# Home FTP auf XP einrichten!



## One-Take-Watson (8. November 2004)

Hi, habe mal ne Frage: Wie kann ich unter XP deppensicher ein ein Home FTP einrichten, auf den ich Daten geflasht bekommen kann?


----------



## Andreas Späth (8. November 2004)

http://www.google.de/search?sourceid=navclient&hl=de&ie=UTF-8&q="windows+FTP+Server"

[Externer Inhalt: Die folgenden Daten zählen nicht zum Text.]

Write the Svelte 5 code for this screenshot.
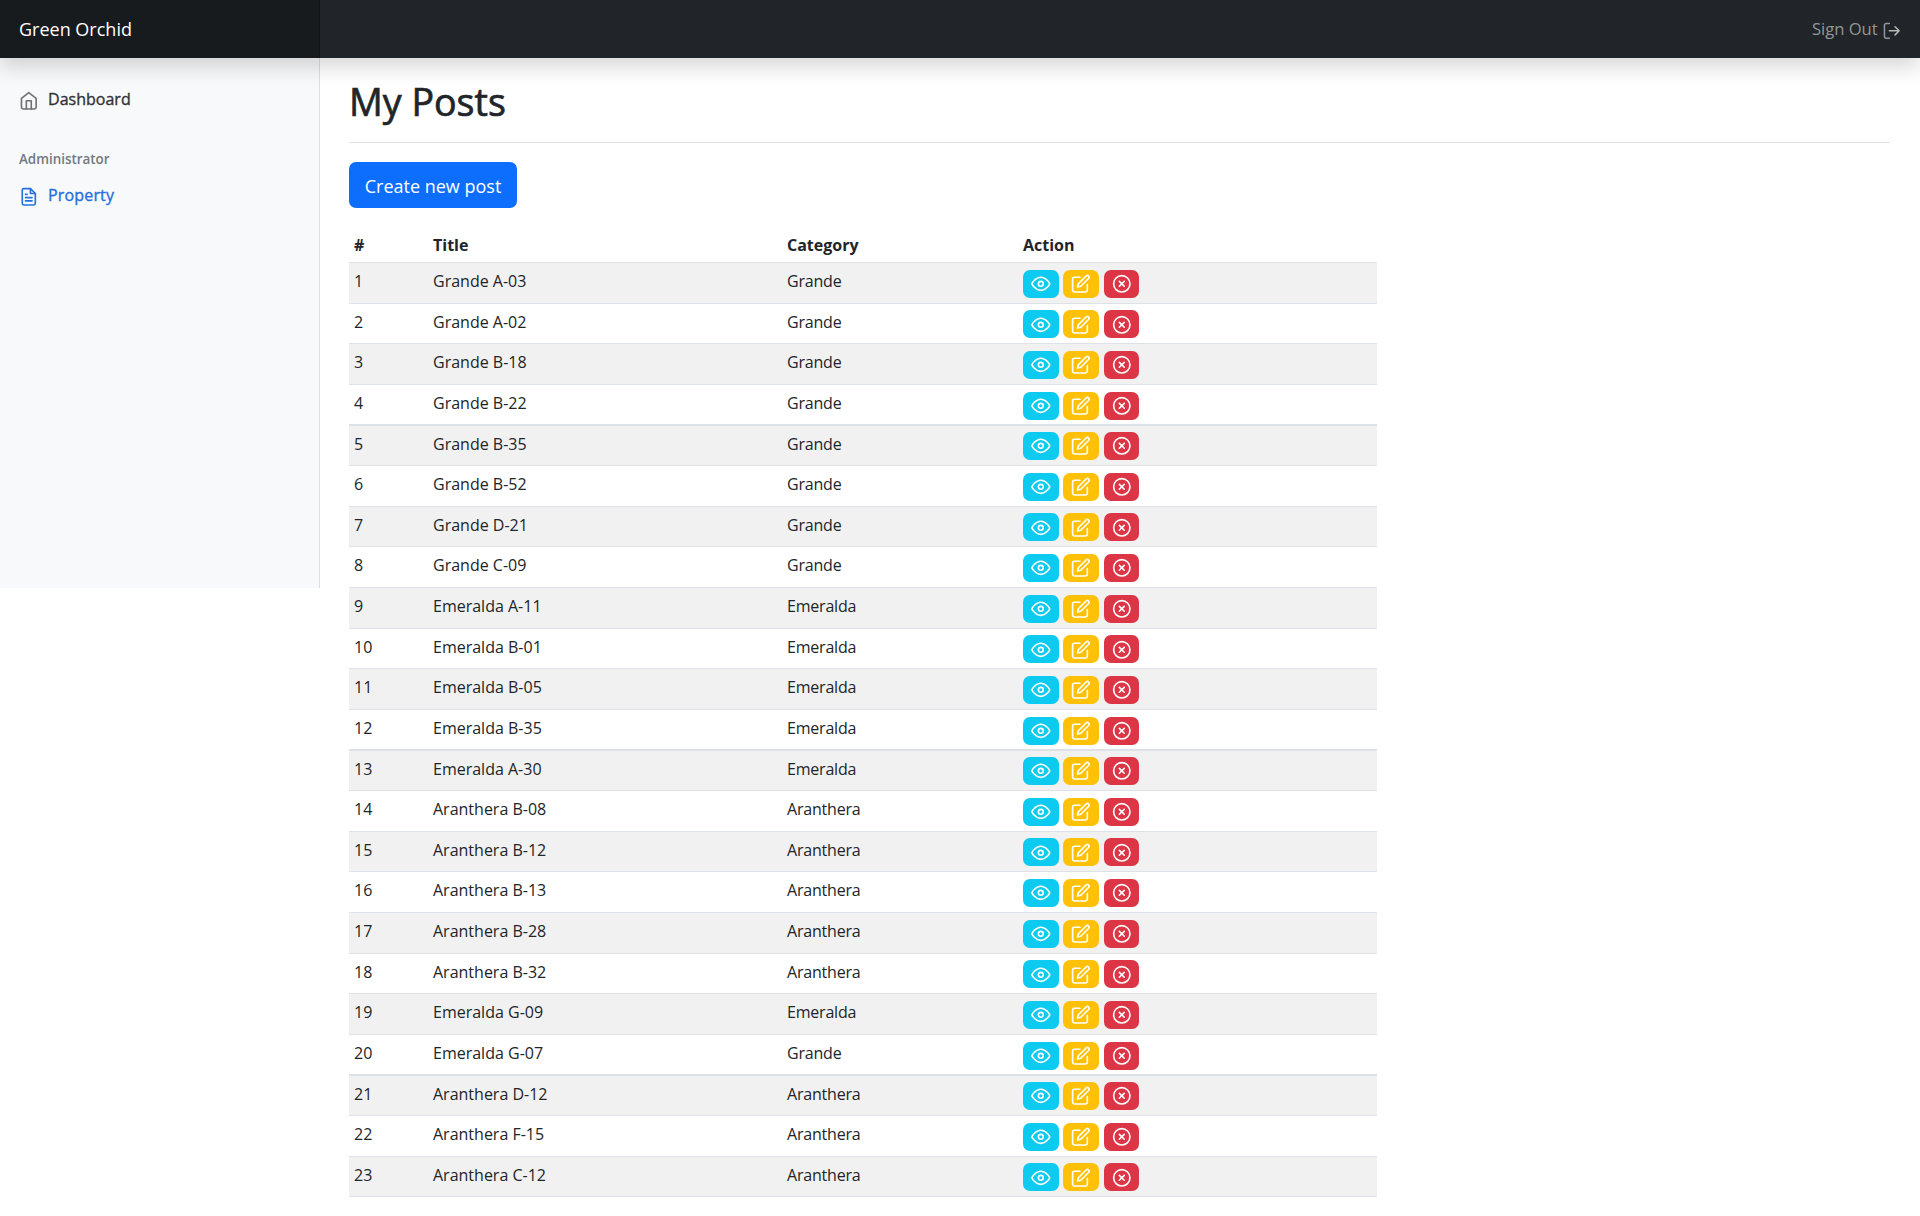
<script>
  const posts = [
    ['Grande A-03', 'Grande'],
    ['Grande A-02', 'Grande'],
    ['Grande B-18', 'Grande'],
    ['Grande B-22', 'Grande'],
    ['Grande B-35', 'Grande'],
    ['Grande B-52', 'Grande'],
    ['Grande D-21', 'Grande'],
    ['Grande C-09', 'Grande'],
    ['Emeralda A-11', 'Emeralda'],
    ['Emeralda B-01', 'Emeralda'],
    ['Emeralda B-05', 'Emeralda'],
    ['Emeralda B-35', 'Emeralda'],
    ['Emeralda A-30', 'Emeralda'],
    ['Aranthera B-08', 'Aranthera'],
    ['Aranthera B-12', 'Aranthera'],
    ['Aranthera B-13', 'Aranthera'],
    ['Aranthera B-28', 'Aranthera'],
    ['Aranthera B-32', 'Aranthera'],
    ['Emeralda G-09', 'Emeralda'],
    ['Emeralda G-07', 'Grande'],
    ['Aranthera D-12', 'Aranthera'],
    ['Aranthera F-15', 'Aranthera'],
    ['Aranthera C-12', 'Aranthera']
  ];
</script>

<header>
  <a class="brand" href="#home">Green Orchid</a>
  <button class="signout">
    <span>Sign Out</span>
    <svg class="icon" viewBox="0 0 24 24"><path d="M9 21H5a2 2 0 0 1-2-2V5a2 2 0 0 1 2-2h4" /><path class="bright" d="M16 17l5-5-5-5M21 12H9" /></svg>
  </button>
</header>

<div class="layout">
  <nav>
    <a class="link" href="#dashboard">
      <svg class="icon muted" viewBox="0 0 24 24"><path d="M3 9l9-7 9 7v11a2 2 0 0 1-2 2H5a2 2 0 0 1-2-2z" /><path d="M9 22V12h6v10" /></svg>
      <span>Dashboard</span>
    </a>
    <h6>Administrator</h6>
    <a class="link active" href="#property">
      <svg class="icon" viewBox="0 0 24 24"><path d="M14 2H6a2 2 0 0 0-2 2v16a2 2 0 0 0 2 2h12a2 2 0 0 0 2-2V8z" /><path d="M14 2v6h6M16 13H8M16 17H8M10 9H8" /></svg>
      <span>Property</span>
    </a>
  </nav>

  <main>
    <div class="title"><h1>My Posts</h1></div>
    <a class="create" href="#create">Create new post</a>
    <div class="table">
      <div class="row head">
        <span>#</span><span>Title</span><span>Category</span><span>Action</span>
      </div>
      {#each posts as [title, category], i}
        <div class="row" class:odd={i % 2 === 0} class:thick={i % 8 === 3}>
          <span>{i + 1}</span>
          <span>{title}</span>
          <span class="category">{category}</span>
          <div class="actions">
            <button class="view" aria-label="View"><svg class="icon" viewBox="0 0 24 24"><path d="M1 12s4-8 11-8 11 8 11 8-4 8-11 8-11-8-11-8z" /><circle cx="12" cy="12" r="3" /></svg></button>
            <button class="edit" aria-label="Edit"><svg class="icon" viewBox="0 0 24 24"><path d="M11 4H4a2 2 0 0 0-2 2v14a2 2 0 0 0 2 2h14a2 2 0 0 0 2-2v-7" /><path d="M18.5 2.5a2.121 2.121 0 0 1 3 3L12 15l-4 1 1-4 9.500-9.500z" /></svg></button>
            <button class="delete" aria-label="Delete"><svg class="icon" viewBox="0 0 24 24"><circle cx="12" cy="12" r="10" /><path d="M15 9l-6 6M9 9l6 6" /></svg></button>
          </div>
        </div>
      {/each}
    </div>
  </main>
</div>

<style>
  :global(body) {
    background: #fff;
    color: #212529;
    font-family: 'Open Sans', 'Noto Sans', sans-serif;
    font-size: 16px;
    overflow: hidden;
  }
  :global(*) { box-sizing: border-box; }
  a { text-decoration: none; color: inherit; }
  button { border: 0; background: none; padding: 0; font: inherit; }
  .icon {
    display: block;
    flex: none;
    width: 19.6px;
    height: 19.6px;
    fill: none;
    stroke: currentColor;
    stroke-width: 2;
    stroke-linecap: round;
    stroke-linejoin: round;
  }
  header {
    position: relative;
    z-index: 1;
    display: flex;
    justify-content: space-between;
    height: 58px;
    background: #212529;
    box-shadow: 0 10px 20px rgba(0, 0, 0, 0.15);
  }
  .brand {
    width: 320px;
    padding: 0 19px;
    font-size: 18px;
    line-height: 58px;
    color: #fff;
    background: rgba(0, 0, 0, 0.25);
    box-shadow: inset -1px 0 0 rgba(0, 0, 0, 0.25);
  }
  .signout {
    display: flex;
    align-items: center;
    gap: 4px;
    padding: 0 18.7px 2px 0;
    color: #949698;
    font-size: 16.6px;
  }
  .signout .icon { margin-top: 5px; stroke-width: 1.8; }
  .bright { stroke: #b5b7b8; }
  .layout { display: flex; align-items: flex-start; }
  nav {
    width: 320px;
    height: 530px;
    flex: none;
    padding: 22px 19px 0 18.5px;
    background: #f8f9fb;
    box-shadow: inset -1px 0 0 rgba(0, 0, 0, 0.1);
  }
  .link {
    display: flex;
    gap: 10px;
    height: 40px;
    line-height: 38px;
    font-size: 16px;
    color: #333;
    -webkit-text-stroke: 0.35px currentColor;
  }
  .link .icon { margin-top: 11px; }
  .muted { color: #727272; }
  .active { color: #2470dc; letter-spacing: 0.15px; }
  h6 {
    margin: 29px 0 4px 0.5px;
    font-size: 13.4px;
    font-weight: 600;
    line-height: 20px;
    height: 23px;
    color: #727980;
  }
  main { flex: 1; padding: 0 30px 0 29px; }
  .title { height: 85px; border-bottom: 1px solid #dee2e6; padding-top: 17px; }
  h1 {
    margin: 0;
    font-size: 37.6px;
    font-weight: 400;
    line-height: 54px;
    -webkit-text-stroke: 0.7px currentColor;
  }
  .create {
    display: block;
    width: 168px;
    height: 46px;
    margin: 19px 0 17px;
    border-radius: 7px;
    background: #0d6efd;
    color: #fff;
    font-size: 18px;
    line-height: 49px;
    text-align: center;
  }
  .table { width: 1028px; }
  .row {
    display: grid;
    grid-template-columns: 79px 354px 236px 1fr;
    height: 40.625px;
    padding-left: 5px;
    border-bottom: 1px solid #dee2e6;
    line-height: 36.8px;
  }
  .head { height: 38px; font-weight: 700; line-height: 40px; }
  .odd { background: #f1f1f1; }
  .thick { border-bottom-width: 2px; }
  .category { letter-spacing: -0.2px; }
  .actions { display: flex; gap: 4.8px; padding-top: 6.7px; color: #fff; }
  .actions button {
    display: grid;
    place-items: center;
    width: 35.6px;
    height: 28px;
    border-radius: 7px;
    color: #fff;
  }
  .view { background: #0dcaf0; }
  .edit { background: #ffc107; }
  .delete { background: #dc3545; }
</style>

Ich empfehle Bulletproof, umfangreich in der Ausstattung, und zumindest meiner Auffassung nach auch Resourcenschonend , einmal durch alle einstellungen klicken und schon passts....
Idiotensicher gibt es nicht, ich kenne leute die würden nichtmal den Startknopf von Windows selbst finden
Möchte nicht wissen was da für daten mit FXP geschoben werden


----------



## One-Take-Watson (8. November 2004)

Alles klar, ich werde es mal versuchen.
Danke!


----------



## Stoik (10. November 2004)

Hi, würde dir http://www.bpftpserver.com/ empfehlen...


----------



## generador (10. November 2004)

ich würde serv-u empfehlen
finde es auch sehr einfach und auch mit der remote verwaltung sehr einfach
aber bulletproof ist auch nicht schlecht


----------